Na Davids zonde met Bathseba wordt zijn persoonlijke leven en zijn koningschap getekend door onrust en tegenslagen.
Voorstudie
Lees in de dagen/weken voor de bespreking de aangegeven Bijbelgedeelten en probeer de vragen te beantwoorden.
1. 2 Samuel 13: Amnon en Tamar
- (1-14) Amnon, oudste zoon van David, wordt verliefd op zijn halfzus Tamar en wil een seksuele relatie: wat had de HERE hierover gezegd (zie Leviticus 18:9)? Wat vind je van Jonadabs raad: is die wijs (vs.3)? Vertel in sobere woorden na wat er gebeurt in vs. 6-14.
- (15-22) Tamar onteerd en weggeschopt door de ene broer; opgevangen en gesust maar niet echt geholpen door de andere broer: denk erover na wat hier allemaal gebeurt. – En wat doet vader David?
- (23-29) Twee jaar later: een schaapscheerdersfeest: een overdadig eetfestijn (vgl. 1 Samuel 25), waarvoor Absalom ‘iedereen’ uitnodigt. Als David zelf niet meekomt, dan wel graag de kroonprins… Maar het loopt uit op moord en paniekvlucht. Vertel.
- (30-39) Het eerste gerucht: Absalom heeft alle prinsen gedood. Jonadab weet beter. Vertel.
Absalom vlucht naar Gesur; waarom daarheen? Zie 3:3. Wat doet David?
2. 2 Samuel 14: Absalom keert terug
- (1-11) Joab probeert de verwijdering tussen David en Absalom ongedaan te maken – waarom? Welk middel zet hij in? Hij stuurt een wijze vrouw; wat is hier ‘wijs’ (vgl. vs.3)? Wat is haar verzoek (5-11)?
- (12-17) De toepassing. Wat is de overeenkomst tussen de beide ‘gevallen’? Zie je een parallel met 12:1-9? Leg dat eens uit.
- (18-24) David doorziet Joabs strategie – en geeft toe. Althans… Wat ontbreekt er nog aan, om het ‘verzoening’ te kunnen noemen?

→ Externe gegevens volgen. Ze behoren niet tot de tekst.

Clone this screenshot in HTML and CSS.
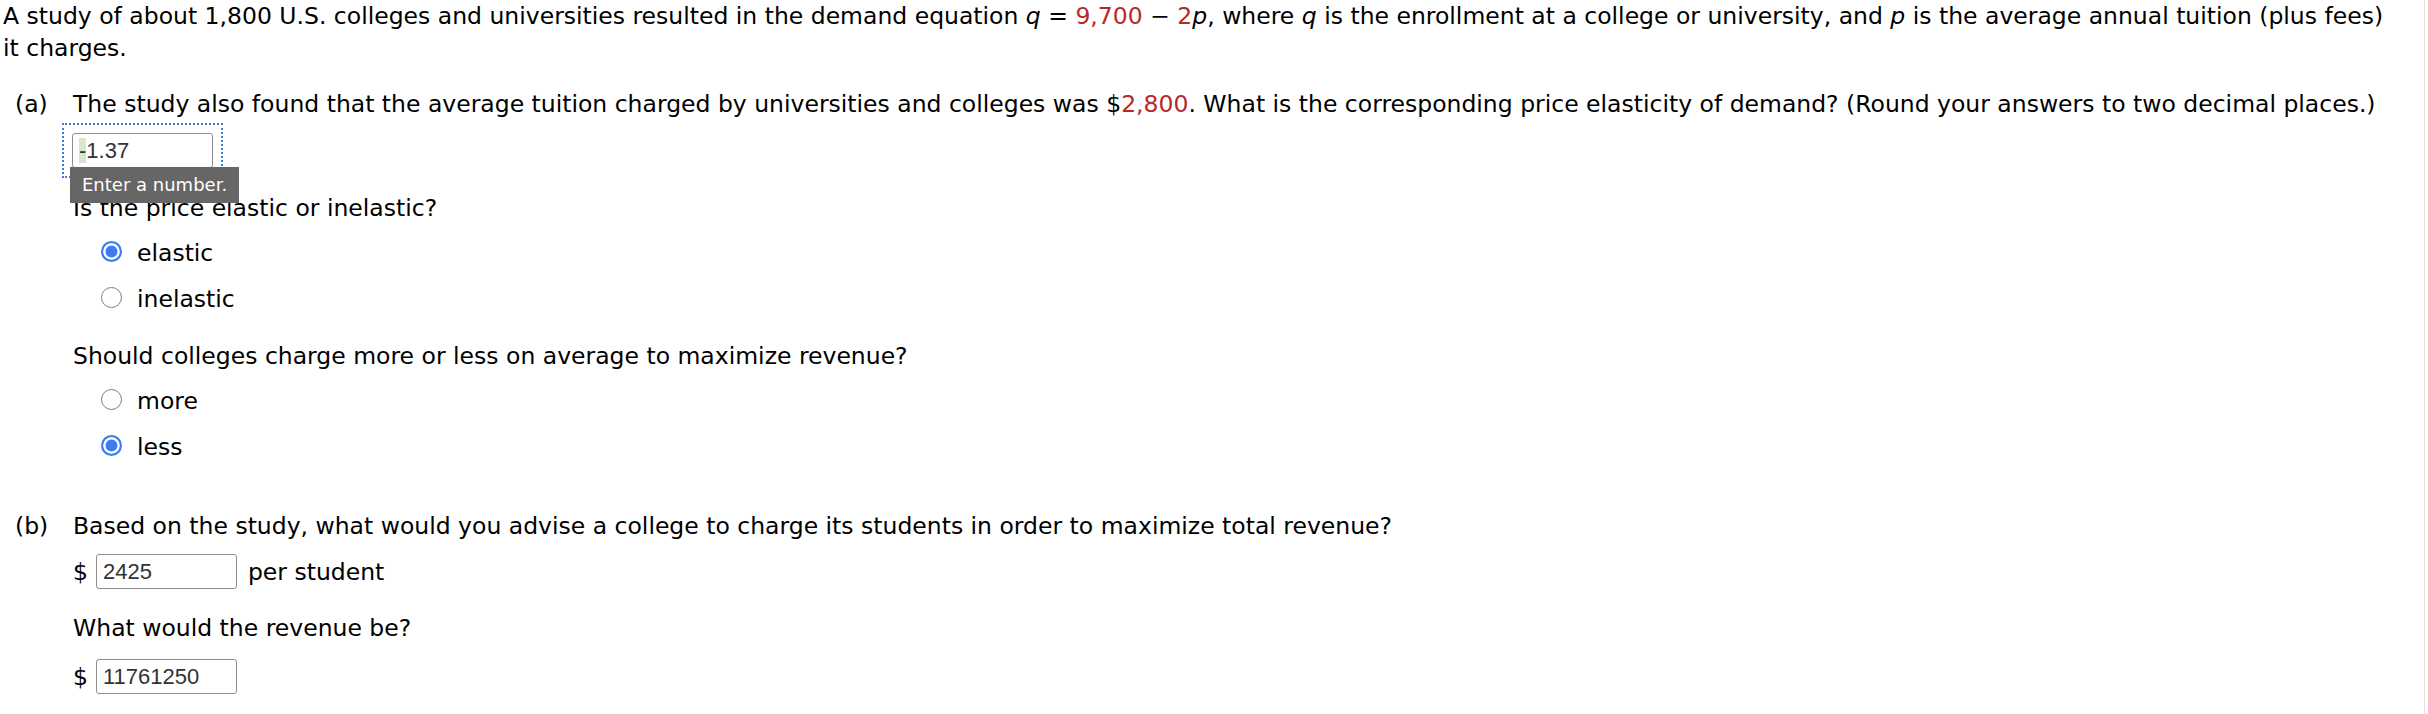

- (25-27) Je kunt zeggen dat Absalom een ‘ideale’ kroonprins is; vertel details.
- (28-33) Absalom doorbreekt de impasse; vertel hoe hij dat doet. Eind goed al goed?
3. 2 Samuel 15: Opstand van Absalom
- (1-6) Absalom gaat zich voorbereiden op opstand tegen David. Misschien heeft hij met vs. 3 wel een beetje gelijk. Hoezo? En wat is zijn ongelijk?
- (7-12) “…veertig jaar” (7): dat kan niet; zie voetnoot in de HSV. Na vier jaar komt Absalom met een onschuldig verzoek; David geeft toestemming. Wat doet Absalom vervolgens?
- (13-17) David wordt ‘wakker’ en neemt maatregelen, vertel na: Waarom gaat hij niet vechten maar vluchten (14)? Wat doen zijn dienaren (15)? Hoe regelt hij zijn eigen vlucht? Hij gaat met ‘heel zijn huis’ en ‘met al het volk’ (15-17) – wie zijn dat? En wie laat hij achter?
- (18-23) Wie is Ithai? Vertel het gesprek na; hoezeer het een bemoediging is voor David. ‘Het hele land’ en ‘heel het volk’ (23): hoe stel je je dat voor? Waar gaan ze heen?
- (24-30) Wat bespreekt hij met Zadok over de ark? Waarom kiest David hiervoor? Wat spreken ze af?
- (31-37) Waarom schrikt David van Achitofels keus en hoe zet hij de tegenaanval in?
4. 2 Samuel 16: David op de vlucht, Absalom in Jeruzalem
- (1-4) De volgende die David positief tegemoet komt: Ziba. Wie was dat nog maar weer? Vertel wat hij meebrengt en wat hij daarover zegt. Wat zegt hij over Mefiboseth? Wat vind je van Davids reactie?
- (5-8, 13) Wie is Simeï? Wat doet hij; wat roept hij? Klopt het wat hij zegt? Waarom wil David hem niet de mond snoeren?
- (9-14) Wat wil Abisaï en wat antwoordt David? Waarom zo fel?
- (15-19) Absalom en Husai: Wijs aan hoe Husai zijn rol speelt: enthousiast én een beetje dubbel.
- (20-23) Absalom vertrouwt Husai. Maar hij vraagt het aan raadsman Achitofel : “Geeft u met elkaar raad,” en dan is Achitofel de enige die antwoord geeft. Vertel wat zijn raad inhoudt en hoe Absalom die raad opvolgt.
Bespreking
Zingen vooraf: Psalm 36:1
A. Bespreek de voorstudievragen.
B. Kijk daarbij ook op de website naar de tips en aanvullingen.